Kehidupan Islam adalah kehidupan yang memisahkan antara kaum pria dan kaum wanita. Namun ada ketetapan yang membolehkan adanya interaksi di antara keduanya, baik dalam kehidupan khusus maupun kehidupan umum. Dalam konteks ini, telah dibolehkan bagi kaum wanita untuk melakukan jual beli serta mengambil dan menerima barang, mewajibkan mereka untuk menunaikan ibadah haji, membolehkan mereka untuk hadir dalam shalat berjamaah, berjihad melawan orang-orang kafir, memiliki harta dan mengembangkannya, dan sejumlah aktivitas lain yang memang dibolehkan atas mereka, demikian juga dalam hubungannya dengan pendidikan, paramedis, kedokteran, jual beli, perburuhan, pertanian, industri dan lain sebagainya, maka dibolehkan apabila ada interaksi dengan kaum pria.[31]

Berkaitan dengan berbagai aktivitas yang tidak mengharuskan adanya interaksi lawan jenis, seperti berjalan bersama-sama dijalanan umum, bersama-sama pergi ke masjid, ke pasar, mengunjungi sanak famili, atau bertamasya, makan-minum bersama dan lain sebagainya, maka interaksi pria-wanita yang seperti itu dilarang menurut sistem pergaulan Hizbut Tahrir.[32]

Sebuah keharusan bagi kaum wanita dalam kehidupan umum untuk menutup auratnya. Melarang perzinahan termasuk berdua-duaan pria dan wanita tanpa ada kepentingan yang dibolehkan syara’ dan dijatuhkan sanksi bagi pelanggarnya. melarang pria-wanita melakukan perbuatan-perbuatan yang membahayakan akhlak dan merusak masyarakat, termasuk pornografi dan pornoaksi. Karena Islam melarang seorang pria dan wanita melakukan kegiatan dan pekerjaan yang menonjolkan sensualitasnya.[33]

4. Sistem Pendidikan
Sistem pendidikan negara Khilafah adalah sistem yang bertujuan untuk menciptakan kondisi ideal yang akan dicapai peserta didik. Pendidikan Islam adalah upaya sadar yang terstruktur, terprogram, dan sistematis, yang bertujuan mengembangkan manusia yang berkepribadian Islam, menguasai tsaqofah Islam (seperti bahasa Arab, Tafsir, ilmu al-Qur’an dan Hadits Nabi, Akidah, Fiqh, Sejarah Islam, Pemikiran Dakwah dan lain-lain) dan juga menguasai ilmu kehidupan (sains teknologi dan seni) yang memadai, yang selalu menyelesaikan masalah kehidupannya sesuai dengan syariat Islam.[34]

a. Pendidikan Sekolah
Jenjang pendidikan sekolah dikelompokkan berdasarkan fakta anak didik di setiap angkatan, apakah dia seorang anak kecil ataukah seseorang yang sudah dewasa (baligh). Selain itu harus merujuk pada dalil syar’i dan hukum-hukum yang terkait dengan urusan anak kecil ataupun anak yang sudah baligh dari sisi perlakuan yang harus diberikan pemerintah, pengajar atau pendidik.[35]

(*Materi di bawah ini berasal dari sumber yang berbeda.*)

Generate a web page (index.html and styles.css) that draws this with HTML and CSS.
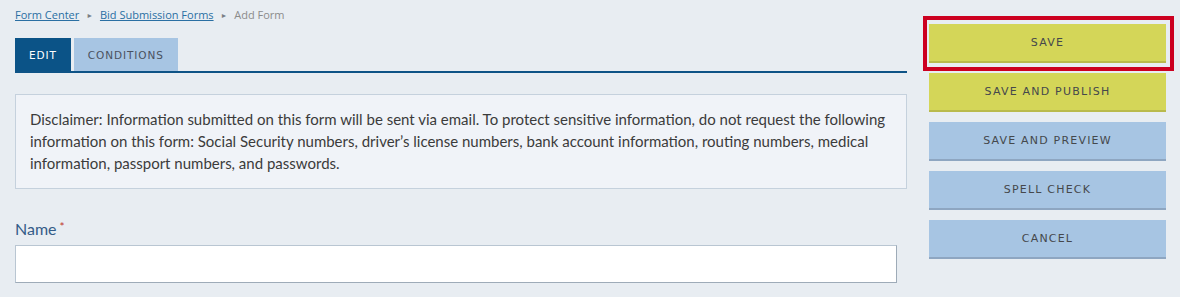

Berdasarkan dalil dan hukum-hukum, maka jenjang pendidikan sekolah di negara Khilafah dibagi berdasarkan usia anak didik, bukan berdasarkan materi pelajaran yang diajukan sekolah. Pada jenjang pertama (ibtidaiyah) berdasarkan dari usia 6 hingga 10 tahun. Pada jenjang kedua (mutawasithoh) berdasarkan dari usia 10 hingga 14 tahun. Pada jenjang ketiga (Tsanawiyah) berdasarkan dari usia 14 hingga jenjang sekolah berakhir.[36] Periode waktu sekolah juga ditentukan berdasarkan penanggalan bulan-bulan Islam (hijriyah).[37]

b. Pendidikan Tinggi
1) Akademi Teknik
Urgensi akademi ini adalah untuk mempersiapkan sekumpulan teknisi spesialis dalam teknologi modern, seperti memperbaiki peralatan elektronik, peralatan komunikasi dan komputer, dan profesi lainnya yang membutuhkan ilmu yang lebih mendalam daripada ilmu yang dibutuhkan untuk keterampilan yang sederhana.[38]

2) Akademi Fungsional
Pentingnya akademi ini adalah untuk mempersiapkan sekumpulan orang yang kompeten melakukan tugas-tugas pekerjaan, yang tidak memerlukan pendidikan di universitas.[39]

3) Universitas
Universitas menyediakan jurusan seperi jurusan tsaqafah Islam, ilmu bahasa Arab, jurusan teknik (sipil, mesin, listrik, elektronika, komunikasi, penerbangan, komputer dan lain-lain), ilmu komputer, sains (matematika, kimia, fisika, astronomi, geografi, geologi dan lain-lain), ilmu kedokteran, ilmu pertanian, ilmu keuangan dan ekonomi dan lain sebagainya.[40]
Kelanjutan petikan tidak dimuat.